And the scary thing is, they are serious:
CBS blames sexism for bad ratings
By Joshua Chaffin in New York
Published: June 12 2007 22:27 Last updated: June 12 2007 22:27
Leslie Moonves, CBS chief executive, on Tuesday suggested that sexist attitudes were partly to blame for the faltering performance of Katie Couric, the news anchor he recruited to the network with a $15m annual pay package.
“I’m sort of surprised by the vitriol against her. The number of people who don’t want news from a woman was startling,” Mr Moonves said of the audience’s reaction to Ms Couric, who this month brought ratings for the CBS Evening News to a 20-year low.
He reiterated, however, that he was committed to Ms Couric and that he believed her programme would succeed in spite of its last place standing behind rivals ABC and NBC.
Ms Couric’s gender has been a central issue since CBS poached her from NBC’s Today show a year ago and made her the first woman to solo anchor a network newscast, filling the seat of such legends as Walter Cronkite and Dan Rather.
CBS was hoping to draw younger, female viewers to a US television institution whose audience has halved in the past 25 years.
Ms Couric has managed a 2 per cent increase in women age 18 to 49 since her September debut. However, that has been more than offset by an 11 per cent decline among men over 55, who still constitute the bulk of the evening news’ audience.
Mr Moonves has previously chided critics for scrutinising Ms Couric’s wardrobe and personal life.
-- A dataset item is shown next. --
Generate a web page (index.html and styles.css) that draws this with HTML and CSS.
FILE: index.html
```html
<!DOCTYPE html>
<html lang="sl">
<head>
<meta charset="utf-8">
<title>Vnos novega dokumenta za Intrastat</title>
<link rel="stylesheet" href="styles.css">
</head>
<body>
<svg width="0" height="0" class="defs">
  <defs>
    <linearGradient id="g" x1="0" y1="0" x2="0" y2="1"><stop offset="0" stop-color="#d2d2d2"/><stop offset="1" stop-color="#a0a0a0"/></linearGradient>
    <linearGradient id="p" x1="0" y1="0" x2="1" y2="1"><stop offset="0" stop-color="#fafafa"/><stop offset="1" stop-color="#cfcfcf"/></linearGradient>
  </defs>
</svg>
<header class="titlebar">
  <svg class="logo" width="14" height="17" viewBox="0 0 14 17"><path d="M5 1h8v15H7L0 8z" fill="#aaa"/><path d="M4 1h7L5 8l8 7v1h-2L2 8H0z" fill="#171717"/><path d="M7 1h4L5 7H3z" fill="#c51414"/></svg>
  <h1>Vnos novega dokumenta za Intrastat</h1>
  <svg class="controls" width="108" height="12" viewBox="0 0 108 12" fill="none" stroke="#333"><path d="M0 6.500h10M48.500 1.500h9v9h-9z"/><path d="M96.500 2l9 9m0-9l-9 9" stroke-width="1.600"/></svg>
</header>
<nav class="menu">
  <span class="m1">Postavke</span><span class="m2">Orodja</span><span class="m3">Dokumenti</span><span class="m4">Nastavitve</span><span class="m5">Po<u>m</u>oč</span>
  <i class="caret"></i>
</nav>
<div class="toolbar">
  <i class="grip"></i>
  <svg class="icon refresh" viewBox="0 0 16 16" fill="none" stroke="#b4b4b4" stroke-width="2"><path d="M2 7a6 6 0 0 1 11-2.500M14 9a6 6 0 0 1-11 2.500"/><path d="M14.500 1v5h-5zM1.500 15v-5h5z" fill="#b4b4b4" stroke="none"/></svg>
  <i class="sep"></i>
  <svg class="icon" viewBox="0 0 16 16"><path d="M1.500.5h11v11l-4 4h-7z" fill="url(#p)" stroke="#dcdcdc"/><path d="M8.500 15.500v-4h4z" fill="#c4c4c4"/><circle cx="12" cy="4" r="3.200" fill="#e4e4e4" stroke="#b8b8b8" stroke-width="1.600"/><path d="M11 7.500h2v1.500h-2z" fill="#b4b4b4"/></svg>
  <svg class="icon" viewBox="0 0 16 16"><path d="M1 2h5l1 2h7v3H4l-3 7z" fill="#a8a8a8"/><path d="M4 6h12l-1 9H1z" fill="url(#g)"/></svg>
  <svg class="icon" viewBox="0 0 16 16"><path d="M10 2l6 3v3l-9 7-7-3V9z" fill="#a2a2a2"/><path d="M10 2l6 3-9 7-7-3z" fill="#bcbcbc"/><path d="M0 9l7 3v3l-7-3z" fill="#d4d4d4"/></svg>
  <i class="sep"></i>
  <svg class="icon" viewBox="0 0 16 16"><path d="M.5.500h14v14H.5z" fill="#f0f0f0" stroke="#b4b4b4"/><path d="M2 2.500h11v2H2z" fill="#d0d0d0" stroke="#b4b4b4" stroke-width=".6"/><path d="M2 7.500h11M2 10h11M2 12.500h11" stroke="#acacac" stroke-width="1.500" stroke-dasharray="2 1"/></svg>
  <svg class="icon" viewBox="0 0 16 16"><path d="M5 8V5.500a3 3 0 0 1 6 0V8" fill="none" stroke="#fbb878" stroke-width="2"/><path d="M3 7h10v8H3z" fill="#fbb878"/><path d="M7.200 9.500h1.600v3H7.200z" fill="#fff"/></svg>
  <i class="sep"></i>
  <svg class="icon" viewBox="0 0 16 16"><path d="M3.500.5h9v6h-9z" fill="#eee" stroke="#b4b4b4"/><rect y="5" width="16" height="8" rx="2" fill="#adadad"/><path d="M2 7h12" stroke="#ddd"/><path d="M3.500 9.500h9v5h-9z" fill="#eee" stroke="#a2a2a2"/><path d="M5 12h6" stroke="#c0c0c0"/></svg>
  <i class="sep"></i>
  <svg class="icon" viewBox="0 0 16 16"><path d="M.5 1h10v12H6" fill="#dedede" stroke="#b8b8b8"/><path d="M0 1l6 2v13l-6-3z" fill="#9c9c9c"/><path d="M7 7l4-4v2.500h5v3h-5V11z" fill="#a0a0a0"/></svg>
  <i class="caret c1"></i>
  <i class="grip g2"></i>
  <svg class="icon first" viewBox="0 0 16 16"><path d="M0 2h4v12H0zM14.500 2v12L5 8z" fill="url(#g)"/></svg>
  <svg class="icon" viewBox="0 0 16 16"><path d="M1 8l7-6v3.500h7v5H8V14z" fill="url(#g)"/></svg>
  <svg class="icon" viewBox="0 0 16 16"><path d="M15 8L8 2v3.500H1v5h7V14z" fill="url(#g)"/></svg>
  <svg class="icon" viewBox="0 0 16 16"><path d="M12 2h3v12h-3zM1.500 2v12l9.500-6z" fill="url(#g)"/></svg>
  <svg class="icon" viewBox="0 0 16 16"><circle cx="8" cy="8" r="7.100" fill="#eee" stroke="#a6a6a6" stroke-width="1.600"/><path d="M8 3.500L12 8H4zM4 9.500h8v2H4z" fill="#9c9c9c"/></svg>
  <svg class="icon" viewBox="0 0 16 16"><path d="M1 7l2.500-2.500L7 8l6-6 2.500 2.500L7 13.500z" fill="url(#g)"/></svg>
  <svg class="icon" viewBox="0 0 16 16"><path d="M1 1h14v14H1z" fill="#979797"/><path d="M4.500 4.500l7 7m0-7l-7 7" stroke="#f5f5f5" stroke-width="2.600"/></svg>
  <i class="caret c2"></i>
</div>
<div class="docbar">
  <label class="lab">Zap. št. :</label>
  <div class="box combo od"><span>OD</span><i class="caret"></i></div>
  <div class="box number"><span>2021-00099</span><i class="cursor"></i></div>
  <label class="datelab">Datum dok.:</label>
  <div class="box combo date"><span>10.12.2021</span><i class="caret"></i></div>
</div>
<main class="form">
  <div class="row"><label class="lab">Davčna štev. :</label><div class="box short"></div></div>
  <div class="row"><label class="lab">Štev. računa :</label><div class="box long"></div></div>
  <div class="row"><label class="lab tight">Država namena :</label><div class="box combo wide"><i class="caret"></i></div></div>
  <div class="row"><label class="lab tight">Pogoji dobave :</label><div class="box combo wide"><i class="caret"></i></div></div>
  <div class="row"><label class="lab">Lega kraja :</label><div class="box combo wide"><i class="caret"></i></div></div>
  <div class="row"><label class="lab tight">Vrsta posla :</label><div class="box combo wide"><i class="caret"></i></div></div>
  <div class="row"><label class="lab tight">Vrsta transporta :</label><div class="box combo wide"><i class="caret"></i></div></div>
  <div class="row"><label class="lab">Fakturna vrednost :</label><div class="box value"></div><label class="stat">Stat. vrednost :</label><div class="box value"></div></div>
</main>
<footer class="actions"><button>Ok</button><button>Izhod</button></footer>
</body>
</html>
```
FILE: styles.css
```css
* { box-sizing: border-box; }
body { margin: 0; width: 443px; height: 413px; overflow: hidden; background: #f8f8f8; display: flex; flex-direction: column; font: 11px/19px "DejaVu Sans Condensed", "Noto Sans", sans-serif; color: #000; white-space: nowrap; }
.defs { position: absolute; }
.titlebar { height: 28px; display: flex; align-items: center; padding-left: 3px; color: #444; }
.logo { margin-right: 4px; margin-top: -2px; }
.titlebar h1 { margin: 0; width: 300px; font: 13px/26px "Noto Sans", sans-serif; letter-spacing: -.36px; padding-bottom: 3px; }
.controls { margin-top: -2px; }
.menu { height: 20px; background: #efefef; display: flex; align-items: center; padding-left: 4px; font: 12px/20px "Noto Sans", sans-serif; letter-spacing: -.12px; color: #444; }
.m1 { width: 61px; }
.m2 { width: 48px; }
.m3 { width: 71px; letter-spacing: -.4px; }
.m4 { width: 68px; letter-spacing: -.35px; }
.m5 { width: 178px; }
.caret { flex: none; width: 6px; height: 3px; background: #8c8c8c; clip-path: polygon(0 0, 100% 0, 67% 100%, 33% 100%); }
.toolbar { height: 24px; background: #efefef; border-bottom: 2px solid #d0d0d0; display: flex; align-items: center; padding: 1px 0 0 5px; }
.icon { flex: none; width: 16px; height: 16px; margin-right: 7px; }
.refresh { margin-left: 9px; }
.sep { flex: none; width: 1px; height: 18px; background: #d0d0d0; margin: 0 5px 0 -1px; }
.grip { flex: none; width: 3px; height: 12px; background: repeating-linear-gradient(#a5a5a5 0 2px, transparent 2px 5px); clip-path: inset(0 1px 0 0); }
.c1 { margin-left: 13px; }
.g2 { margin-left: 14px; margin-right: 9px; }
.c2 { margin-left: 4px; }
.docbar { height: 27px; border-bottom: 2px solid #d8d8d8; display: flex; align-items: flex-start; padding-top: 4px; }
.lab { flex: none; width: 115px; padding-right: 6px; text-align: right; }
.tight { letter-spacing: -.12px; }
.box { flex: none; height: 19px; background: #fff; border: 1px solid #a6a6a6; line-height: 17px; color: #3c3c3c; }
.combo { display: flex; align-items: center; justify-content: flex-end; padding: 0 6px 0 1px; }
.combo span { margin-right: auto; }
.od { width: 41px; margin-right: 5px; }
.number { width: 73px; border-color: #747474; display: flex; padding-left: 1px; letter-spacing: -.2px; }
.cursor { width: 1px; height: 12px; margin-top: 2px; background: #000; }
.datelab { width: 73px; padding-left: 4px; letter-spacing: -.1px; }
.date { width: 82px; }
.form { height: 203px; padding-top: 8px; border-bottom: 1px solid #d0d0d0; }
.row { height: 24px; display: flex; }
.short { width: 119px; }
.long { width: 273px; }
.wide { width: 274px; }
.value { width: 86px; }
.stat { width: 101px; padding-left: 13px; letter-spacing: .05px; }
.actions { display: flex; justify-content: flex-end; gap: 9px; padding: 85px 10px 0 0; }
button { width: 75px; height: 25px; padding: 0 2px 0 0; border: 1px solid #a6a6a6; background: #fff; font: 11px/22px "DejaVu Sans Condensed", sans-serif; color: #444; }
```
However, his latest remarks, made during a breakfast sponsored by Syracuse’s Newhouse School of Communications, were his most explicit about gender bias.
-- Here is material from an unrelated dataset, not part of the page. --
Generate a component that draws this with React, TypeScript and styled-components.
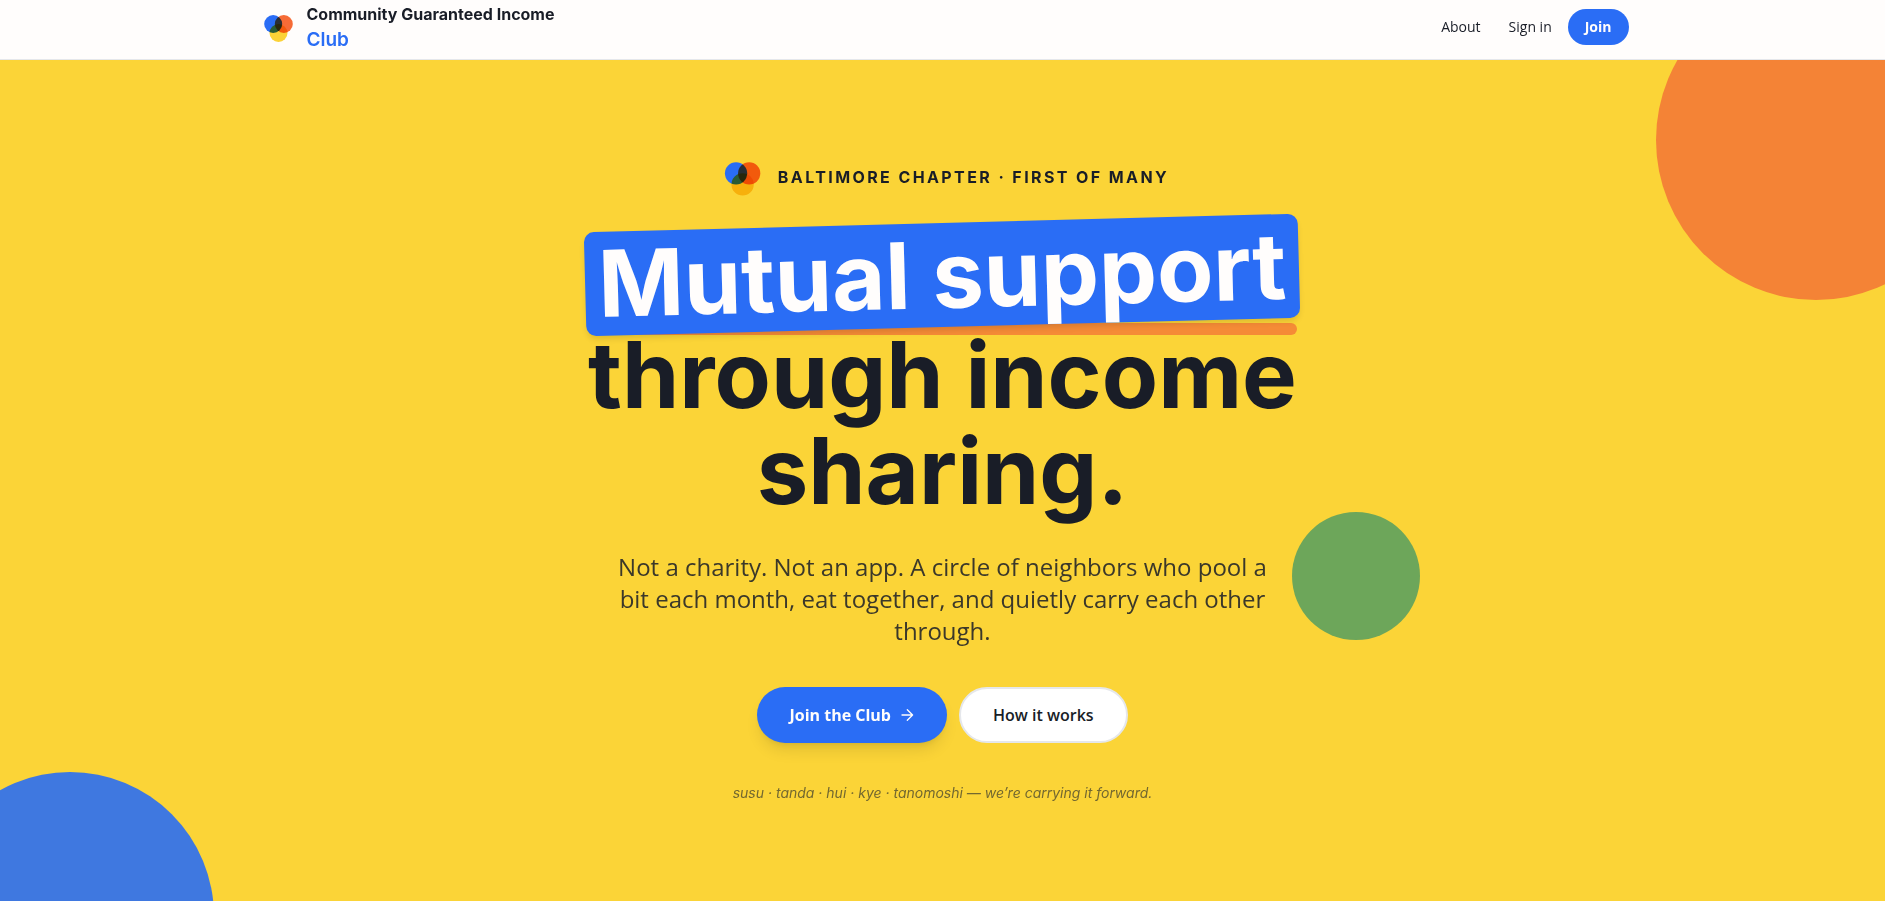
import React from "react";
import styled, { createGlobalStyle, ThemeProvider } from "styled-components";

const theme = {
  blue: "#2a6df5",
  orange: "#f66c36",
  yellow: "#fbd437",
  ink: "#191d27",
  paper: "#fffdfc",
  line: "#e5e7eb",
  display: `"Inter", "Liberation Sans", sans-serif`,
  body: `"Open Sans", "Noto Sans", sans-serif`,
};

const GlobalStyle = createGlobalStyle`
  *, *::before, *::after { box-sizing: border-box; }
  body {
    margin: 0;
    background: ${theme.yellow};
    color: ${theme.ink};
    font-family: ${theme.body};
    -webkit-font-smoothing: antialiased;
  }
`;

const Page = styled.div`
  display: flex;
  flex-direction: column;
  min-height: 100vh;
`;

const Header = styled.header`
  background: ${(p) => p.theme.paper};
  border-bottom: 1px solid ${(p) => p.theme.line};
  padding: 1px 16px 6px;
`;

const HeaderInner = styled.div`
  display: flex;
  align-items: center;
  justify-content: space-between;
  max-width: 1372px;
  margin: 0 auto;
`;

const Brand = styled.a`
  display: flex;
  align-items: center;
  gap: 8px;
  color: inherit;
  text-decoration: none;
`;

const BrandName = styled.span`
  display: flex;
  flex-direction: column;
  font-family: ${(p) => p.theme.display};
  font-size: 16px;
  font-weight: 700;
  line-height: 26px;
`;

const BrandAccent = styled.span`
  color: ${(p) => p.theme.blue};
  font-size: 19px;
  font-weight: 600;
`;

const Nav = styled.nav`
  display: flex;
  align-items: center;
  gap: 4px;
`;

const NavLink = styled.a`
  padding: 8px 12px;
  color: inherit;
  font-size: 14px;
  font-weight: 500;
  line-height: 20px;
  text-decoration: none;
`;

const NavButton = styled.button`
  height: 36px;
  padding: 0 17px;
  border: 0;
  border-radius: 18px;
  background: ${(p) => p.theme.blue};
  color: ${(p) => p.theme.paper};
  font: 700 14px/20px ${(p) => p.theme.body};
`;

const Hero = styled.main`
  position: relative;
  display: flex;
  flex: 1;
  flex-direction: column;
  align-items: center;
  overflow: hidden;
  padding: 91px 16px 40px;
  background: ${(p) => p.theme.yellow};
  text-align: center;
`;

const Disc = styled.span<{ $size: number; $color: string }>`
  position: absolute;
  width: ${(p) => p.$size}px;
  height: ${(p) => p.$size}px;
  border-radius: 50%;
  background: ${(p) => p.$color};
`;

const OrangeDisc = styled(Disc)`
  top: -80px;
  right: -91px;
`;

const BlueDisc = styled(Disc)`
  bottom: -159px;
  left: -74px;
`;

const GreenDisc = styled(Disc)`
  top: 452px;
  left: calc(50% + 349px);
`;

const Eyebrow = styled.p`
  position: relative;
  display: flex;
  align-items: center;
  gap: 10px;
  margin: 0 0 20px;
  font-family: ${(p) => p.theme.display};
  font-size: 16px;
  font-weight: 700;
  letter-spacing: 0.15em;
  line-height: 24px;
  text-transform: uppercase;
`;

const Title = styled.h1`
  position: relative;
  max-width: 896px;
  margin: 0 0 32px;
  font-family: ${(p) => p.theme.display};
  font-size: 92px;
  font-weight: 700;
  line-height: 96px;
`;

const TitleLead = styled.span`
  position: relative;
  display: block;
  width: fit-content;
  margin: 0 auto;

  &::before {
    content: "";
    position: absolute;
    right: 3px;
    bottom: -8px;
    left: 3px;
    height: 12px;
    border-radius: 6px;
    background: #f58b36;
  }
`;

const Highlight = styled.mark`
  display: block;
  padding: 4px 13px;
  border-radius: 10px;
  background: ${(p) => p.theme.blue};
  box-shadow: 0 4px 6px -1px rgba(0, 0, 0, 0.12);
  color: ${(p) => p.theme.paper};
  transform: rotate(-1.5deg);
`;

const Lede = styled.p`
  position: relative;
  max-width: 672px;
  margin: 0 0 40px;
  color: #3b382a;
  font-size: 24px;
  line-height: 32px;
`;

const Actions = styled.div`
  position: relative;
  display: flex;
  flex-wrap: wrap;
  justify-content: center;
  gap: 12px;
  margin-bottom: 40px;
`;

const ActionButton = styled.button<{ $primary?: boolean }>`
  display: flex;
  align-items: center;
  gap: 8px;
  height: 56px;
  padding: 0 32px;
  border: ${(p) => (p.$primary ? "0" : `2px solid ${p.theme.line}`)};
  border-radius: 28px;
  background: ${(p) => (p.$primary ? p.theme.blue : "#ffffff")};
  box-shadow: ${(p) =>
    p.$primary ? "0 10px 15px -3px rgba(0, 0, 0, 0.1), 0 4px 6px -4px rgba(0, 0, 0, 0.1)" : "none"};
  color: ${(p) => (p.$primary ? p.theme.paper : p.theme.ink)};
  font-family: ${(p) => p.theme.body};
  font-size: 16px;
  font-weight: ${(p) => (p.$primary ? 700 : 600)};
  line-height: 24px;
`;

const Footnote = styled.p`
  position: relative;
  margin: 0;
  color: #736830;
  font-family: ${(p) => p.theme.display};
  font-size: 14px;
  font-style: italic;
  line-height: 20px;
`;

const MarkSvg = styled.svg`
  flex: none;

  .multiply {
    mix-blend-mode: multiply;
  }
`;

function ClubMark({ size }: { size: number }) {
  return (
    <MarkSvg width={size} height={size} viewBox="0 0 42 42" aria-hidden="true">
      <circle cx="16.2" cy="18" r="9" fill={theme.blue} />
      <circle className="multiply" cx="26.8" cy="18" r="9" fill={theme.orange} />
      <circle className="multiply" cx="21.5" cy="27" r="9" fill={theme.yellow} />
    </MarkSvg>
  );
}

function Arrow() {
  return (
    <svg width="16" height="16" viewBox="0 0 16 16" fill="none" stroke="currentColor" strokeWidth="1.3" strokeLinecap="round" strokeLinejoin="round" aria-hidden="true">
      <path d="M3 8h10.6M8.3 2.7 13.6 8l-5.3 5.3" />
    </svg>
  );
}

export default function App() {
  return (
    <ThemeProvider theme={theme}>
      <GlobalStyle />
      <Page>
        <Header>
          <HeaderInner>
            <Brand href="#">
              <ClubMark size={42} />
              <BrandName>
                Community Guaranteed Income
                <BrandAccent>Club</BrandAccent>
              </BrandName>
            </Brand>
            <Nav>
              <NavLink href="#about">About</NavLink>
              <NavLink href="#sign-in">Sign in</NavLink>
              <NavButton type="button">Join</NavButton>
            </Nav>
          </HeaderInner>
        </Header>
        <Hero>
          <OrangeDisc $size={320} $color="#f48336" />
          <BlueDisc $size={288} $color="#3f78e0" />
          <GreenDisc $size={128} $color="#6da65a" />
          <Eyebrow>
            <ClubMark size={52} />
            Baltimore chapter · First of many
          </Eyebrow>
          <Title>
            <TitleLead>
              <Highlight>Mutual support</Highlight>
            </TitleLead>{" "}
            through income sharing.
          </Title>
          <Lede>
            Not a charity. Not an app. A circle of neighbors who pool a bit each month, eat
            together, and quietly carry each other through.
          </Lede>
          <Actions>
            <ActionButton type="button" $primary>
              Join the Club
              <Arrow />
            </ActionButton>
            <ActionButton type="button">How it works</ActionButton>
          </Actions>
          <Footnote>susu · tanda · hui · kye · tanomoshi — we’re carrying it forward.</Footnote>
        </Hero>
      </Page>
    </ThemeProvider>
  );
}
They come at a time when New York Senator Hillary Rodham Clinton is testing whether Americans are willing to accept a woman in another authority position – as president.
Linda Mason, head of standards at CBS News, last month told the network’s Public Eye blog: “I had no idea that a woman delivering the news would be a handicap,” and that the public seemed to “prefer the news from white guys”.
In the absence of specific research, some analysts took issue with that argument. “People get news from women all the time – on local news, on morning shows. I’m sceptical of his discovery of sexism,” said Andrew Tyndall, whose Tyndall Report monitors newscasts. He and others have criticised the style of Ms Couric’s newscast, which emphasised soft features over hard news – something CBS seemed to acknowledge this year when it replaced the producer.
“Some of our changes didn’t work,” Mr Moonves said on Tuesday. But he added: “If TV news doesn’t want to go the way of the newspapers, which are declining rapidly, then we have to try change.”
Leslie Moonves is a perfect example of the media elite living in a bubble. He's "surprised by the vitriol" against Couric. I'm sure he would be since he probably does not know anyone at CBS who's voted for a Republican, who has served in the military or who goes to church.
Katic Couric is a bitter liberal partisan. She's also not a journalist. That's why her ratings are low, not her gender.